### RECORDED INFORMATION ###
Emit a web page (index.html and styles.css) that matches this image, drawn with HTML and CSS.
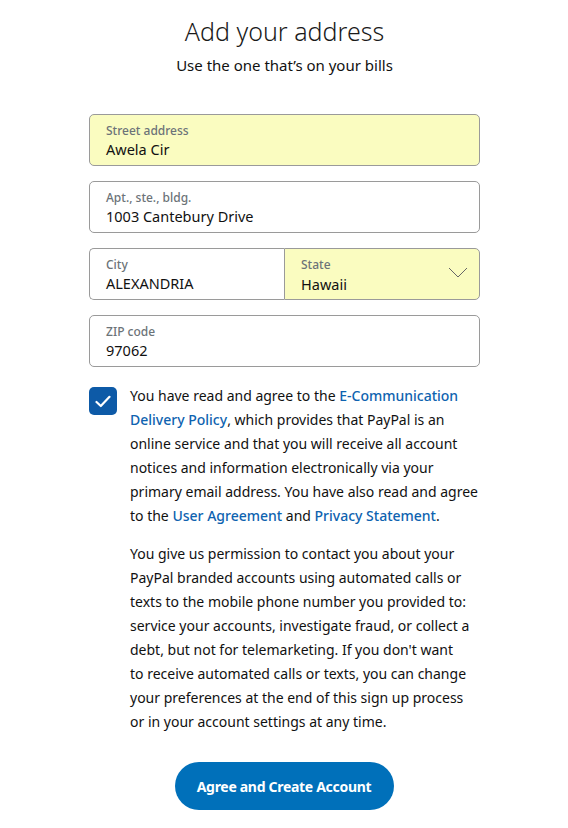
FILE: index.html
```html
<!DOCTYPE html>
<html lang="en">
<head>
<meta charset="utf-8">
<title>Add your address</title>
<link rel="stylesheet" href="styles.css">
</head>
<body>
<main class="page">
  <h1 class="title">Add your address</h1>
  <p class="subtitle">Use the one that’s on your bills</p>

  <form class="form">
    <div class="field filled">
      <span class="label">Street address</span>
      <span class="value">Awela Cir</span>
    </div>
    <div class="field">
      <span class="label">Apt., ste., bldg.</span>
      <span class="value">1003 Cantebury Drive</span>
    </div>
    <div class="row">
      <div class="field half left">
        <span class="label">City</span>
        <span class="value">ALEXANDRIA</span>
      </div>
      <div class="field half right filled select">
        <span class="label">State</span>
        <span class="value">Hawaii</span>
        <svg class="chevron" width="20" height="11" viewBox="0 0 20 11"><path d="M1 1 L10 10 L19 1" fill="none" stroke="#666" stroke-width="1"/></svg>
      </div>
    </div>
    <div class="field">
      <span class="label">ZIP code</span>
      <span class="value">97062</span>
    </div>

    <div class="consent">
      <span class="checkbox"><svg width="16" height="13" viewBox="0 0 16 13"><path d="M1.5 7 L5.8 11 L14.5 1.8" fill="none" stroke="#fff" stroke-width="2.2" stroke-linecap="round" stroke-linejoin="round"/></svg></span>
      <div class="consent-text">
        <p>You have read and agree to the <a href="#">E-Communication Delivery Policy</a>, which provides that PayPal is an online service and that you will receive all account notices and information electronically via your primary email address. You have also read and agree to the <a href="#">User Agreement</a> and <a href="#">Privacy Statement</a>.</p>
        <p>You give us permission to contact you about your PayPal branded accounts using automated calls or texts to the mobile phone number you provided to: service your accounts, investigate fraud, or collect a debt, but not for telemarketing. If you don't want to&nbsp;receive automated calls or texts, you can change your preferences at the end of this sign up process or in your account settings at any time.</p>
      </div>
    </div>

    <div class="actions">
      <button type="button" class="btn">Agree and Create Account</button>
    </div>
  </form>
</main>
</body>
</html>
```

FILE: styles.css
```css
html, body {
  margin: 0;
  padding: 0;
  background: #fff;
}
body {
  font-family: "Noto Sans", "Open Sans", sans-serif;
  color: #111;
}
.page {
  width: 391px;
  margin: 0 auto;
  padding: 14px 0 0 1px;
}
.title {
  margin: 0;
  text-align: center;
  font-weight: 300;
  font-size: 25px;
  line-height: 34px;
  color: #1a1a1a;
}
.subtitle {
  margin: 7px 0 0;
  text-align: center;
  font-size: 15px;
  line-height: 20px;
  color: #111;
}
.form {
  margin-top: 39px;
  display: flex;
  flex-direction: column;
  gap: 15px;
}
.field {
  position: relative;
  box-sizing: border-box;
  height: 52px;
  border: 1px solid #9a9a9a;
  border-radius: 5px;
  padding: 8px 16px 0;
  display: flex;
  flex-direction: column;
  background: #fff;
}
.field.filled {
  background: #fafcc0;
}
.label {
  font-size: 12px;
  line-height: 16px;
  font-weight: 500;
  color: #6c7378;
}
.value {
  font-size: 14.5px;
  line-height: 20px;
  color: #111;
}
.row {
  display: flex;
}
.half {
  flex: 1;
}
.half.left {
  border-radius: 5px 0 0 5px;
  border-right: none;
}
.half.right {
  border-radius: 0 5px 5px 0;
}
.select .value {
  margin-top: 1px;
}
.chevron {
  position: absolute;
  right: 11px;
  top: 18px;
}
.consent {
  display: flex;
  gap: 13px;
  margin-top: 2px;
}
.checkbox {
  flex: none;
  width: 28px;
  height: 28px;
  margin-top: 3px;
  border-radius: 5px;
  background: #0d5aa7;
  display: flex;
  align-items: center;
  justify-content: center;
}
.consent-text {
  flex: 1;
}
.consent-text p {
  margin: 0 0 14px;
  font-size: 14px;
  line-height: 24px;
  color: #111;
}
.consent-text p:last-child {
  margin-bottom: 0;
}
.consent-text a {
  color: #0e63b0;
  text-decoration: none;
  font-weight: 500;
}
.actions {
  display: flex;
  justify-content: center;
  margin-top: 13px;
}
.btn {
  height: 48px;
  width: 219px;
  border: none;
  border-radius: 24px;
  background: #0070ba;
  color: #fff;
  font-family: "Noto Sans", "Open Sans", sans-serif;
  font-weight: 700;
  font-size: 14px;
  letter-spacing: -0.3px;
  margin-left: -1px;
}
```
###
STATED EXERCISE.
Restate the entire listing word for word, excluding pictures.

EXPECTED ANSWER.
Emit a web page (index.html and styles.css) that matches this image, drawn with HTML and CSS.
FILE: index.html
```html
<!DOCTYPE html>
<html lang="en">
<head>
<meta charset="utf-8">
<title>Add your address</title>
<link rel="stylesheet" href="styles.css">
</head>
<body>
<main class="page">
  <h1 class="title">Add your address</h1>
  <p class="subtitle">Use the one that’s on your bills</p>

  <form class="form">
    <div class="field filled">
      <span class="label">Street address</span>
      <span class="value">Awela Cir</span>
    </div>
    <div class="field">
      <span class="label">Apt., ste., bldg.</span>
      <span class="value">1003 Cantebury Drive</span>
    </div>
    <div class="row">
      <div class="field half left">
        <span class="label">City</span>
        <span class="value">ALEXANDRIA</span>
      </div>
      <div class="field half right filled select">
        <span class="label">State</span>
        <span class="value">Hawaii</span>
        <svg class="chevron" width="20" height="11" viewBox="0 0 20 11"><path d="M1 1 L10 10 L19 1" fill="none" stroke="#666" stroke-width="1"/></svg>
      </div>
    </div>
    <div class="field">
      <span class="label">ZIP code</span>
      <span class="value">97062</span>
    </div>

    <div class="consent">
      <span class="checkbox"><svg width="16" height="13" viewBox="0 0 16 13"><path d="M1.5 7 L5.8 11 L14.5 1.8" fill="none" stroke="#fff" stroke-width="2.2" stroke-linecap="round" stroke-linejoin="round"/></svg></span>
      <div class="consent-text">
        <p>You have read and agree to the <a href="#">E-Communication Delivery Policy</a>, which provides that PayPal is an online service and that you will receive all account notices and information electronically via your primary email address. You have also read and agree to the <a href="#">User Agreement</a> and <a href="#">Privacy Statement</a>.</p>
        <p>You give us permission to contact you about your PayPal branded accounts using automated calls or texts to the mobile phone number you provided to: service your accounts, investigate fraud, or collect a debt, but not for telemarketing. If you don't want to&nbsp;receive automated calls or texts, you can change your preferences at the end of this sign up process or in your account settings at any time.</p>
      </div>
    </div>

    <div class="actions">
      <button type="button" class="btn">Agree and Create Account</button>
    </div>
  </form>
</main>
</body>
</html>
```

FILE: styles.css
```css
html, body {
  margin: 0;
  padding: 0;
  background: #fff;
}
body {
  font-family: "Noto Sans", "Open Sans", sans-serif;
  color: #111;
}
.page {
  width: 391px;
  margin: 0 auto;
  padding: 14px 0 0 1px;
}
.title {
  margin: 0;
  text-align: center;
  font-weight: 300;
  font-size: 25px;
  line-height: 34px;
  color: #1a1a1a;
}
.subtitle {
  margin: 7px 0 0;
  text-align: center;
  font-size: 15px;
  line-height: 20px;
  color: #111;
}
.form {
  margin-top: 39px;
  display: flex;
  flex-direction: column;
  gap: 15px;
}
.field {
  position: relative;
  box-sizing: border-box;
  height: 52px;
  border: 1px solid #9a9a9a;
  border-radius: 5px;
  padding: 8px 16px 0;
  display: flex;
  flex-direction: column;
  background: #fff;
}
.field.filled {
  background: #fafcc0;
}
.label {
  font-size: 12px;
  line-height: 16px;
  font-weight: 500;
  color: #6c7378;
}
.value {
  font-size: 14.5px;
  line-height: 20px;
  color: #111;
}
.row {
  display: flex;
}
.half {
  flex: 1;
}
.half.left {
  border-radius: 5px 0 0 5px;
  border-right: none;
}
.half.right {
  border-radius: 0 5px 5px 0;
}
.select .value {
  margin-top: 1px;
}
.chevron {
  position: absolute;
  right: 11px;
  top: 18px;
}
.consent {
  display: flex;
  gap: 13px;
  margin-top: 2px;
}
.checkbox {
  flex: none;
  width: 28px;
  height: 28px;
  margin-top: 3px;
  border-radius: 5px;
  background: #0d5aa7;
  display: flex;
  align-items: center;
  justify-content: center;
}
.consent-text {
  flex: 1;
}
.consent-text p {
  margin: 0 0 14px;
  font-size: 14px;
  line-height: 24px;
  color: #111;
}
.consent-text p:last-child {
  margin-bottom: 0;
}
.consent-text a {
  color: #0e63b0;
  text-decoration: none;
  font-weight: 500;
}
.actions {
  display: flex;
  justify-content: center;
  margin-top: 13px;
}
.btn {
  height: 48px;
  width: 219px;
  border: none;
  border-radius: 24px;
  background: #0070ba;
  color: #fff;
  font-family: "Noto Sans", "Open Sans", sans-serif;
  font-weight: 700;
  font-size: 14px;
  letter-spacing: -0.3px;
  margin-left: -1px;
}
```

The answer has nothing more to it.